Reading the postmortem comments regarding the closure of the Jubilee Schools followed by the reopening of those campuses by a charter school operator aroused within me both a deep sense of concern and remorse. Like the diocesan leaders before them in Washington D.C., Miami, and Indianapolis where similar Catholic-to-charter “conversions” had occurred, leaders in Memphis offered expressions such as, “Our hope is that students will continue to receive an excellent education that prepares them to be giving members of their communities” and “We’re hopeful the charter organization is keen on keeping the local aspect – keeping teachers and principals where they are and make it a seamless transition for all.” Research by Brinson (2010), Smarick (2010), and Carr (2014) concludes that similar hopes in the aforementioned locales sadly went unfulfilled.
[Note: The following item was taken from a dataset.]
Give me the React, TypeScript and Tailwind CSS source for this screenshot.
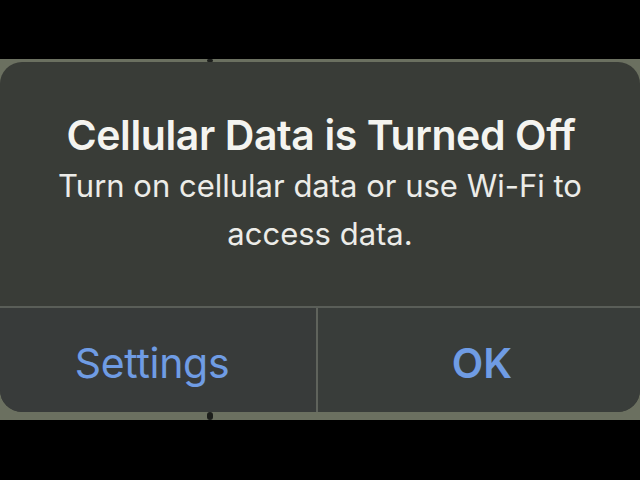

My concern is that the leaders in Memphis will find themselves in similar positions of disappointment within a few years.

These three researchers all found increased enrollments and increased diversity in the newly formed charter schools. However, while new revenues from facility rental by the charter schools were generated for center-city parishes that were in desperate need of capital infusion, the unfulfilled hopes of the Catholic leaders who had facilitated these conversions provide a cautionary tale. The lessons learned from these “conversion” projects should inform the thinking of all Catholic school leaders. Smarick, Brinson, and Carr each concluded that Catholic-to-charter conversions they studied led to:

  • unsatisfactory results in maintaining the Catholic character that had been the original hope of Catholic leaders
  • an overwhelming regulatory burden of the governing public-school agency that crushed the enthusiasm of the teachers
  • a general lack of effectiveness and accountability in the optional “wraparound” religious education programs.

The good news is that there is a new model for these partnerships with public school chartering authorities that has been piloted by the Chicago Public Schools and the Midwest Province of the Lasallian Christian Brothers. The schools that resulted from this partnership – the Catalyst Schools – were first studied and reported in the research literature by Proehl, Starnes and Everett (2015). These researchers found indications of a high degree of satisfaction of all stakeholders which was clearly not found in the three previously mentioned locales. This discovery led to my own research (Hollowell, 2016) which uncovered some important differences between the Catalyst Schools and previous partnerships with public school chartering agencies in Washington D.C., Miami, and Indianapolis. Among the new directions charted by the Catalyst Schools leadership, two stood out that seemed to make the critical difference in stakeholder satisfaction:

  • hiring faculty and administrators who were aligned to the Christian Brother charism of educating the poor
  • allowing and encouraging those teachers to participate in traditional professional development opportunities provided by the Lasallian Christian Brothers.

The Lasallian Christian Brothers have been running schools and writing about teaching and learning for over 300 years. Catalyst Schools teachers study side-by-side with teachers at Christian Brother schools as they reflect upon the methods first pioneered by St. John Baptiste de la Salle – the patron St. of Catholic school teachers! This approach to professional development is worth thoroughly understanding by those who will be collaborating with the Diocese of Memphis. It may or may not be able to be replicated in other venues but it is absolutely thriving in Chicago.

The Catalyst model deserves close scrutiny by all leaders around the country who are forced to consider these types of Catholic-to-charter conversions.

References

Brinson, D. (2010). Turning loss into renewal: Catholic schools, charter schools, and the Miami experience (pp. 1-22, Rep.). New York: Seton Education Partners.

Carr, K. A. (2014). When Catholic schools close and become charter schools: A case study of organizational narratives and legitimacy (Unpublished doctoral dissertation). Indiana University.

Hollowell, J. D. (2016). Collaboration of a religious order and a public school chartering authority (Doctoral Dissertation). Retrieved from ProQuest Dissertations and Theses database. (UMI No. 10120501)

Proehl, R., Starnes, H., & Everett, S. (2015). Catalyst Schools: The Catholic Ethos and Public Charter Schools. Journal of Catholic Education, 18(2), 125-158.   doi:10.15365/joce.1802072015

Smarick, A. (2010). Catholic schools become charter schools: Lessons from the Washington experience (pp. 1-26, Rep.). New York: Seton Education Partners.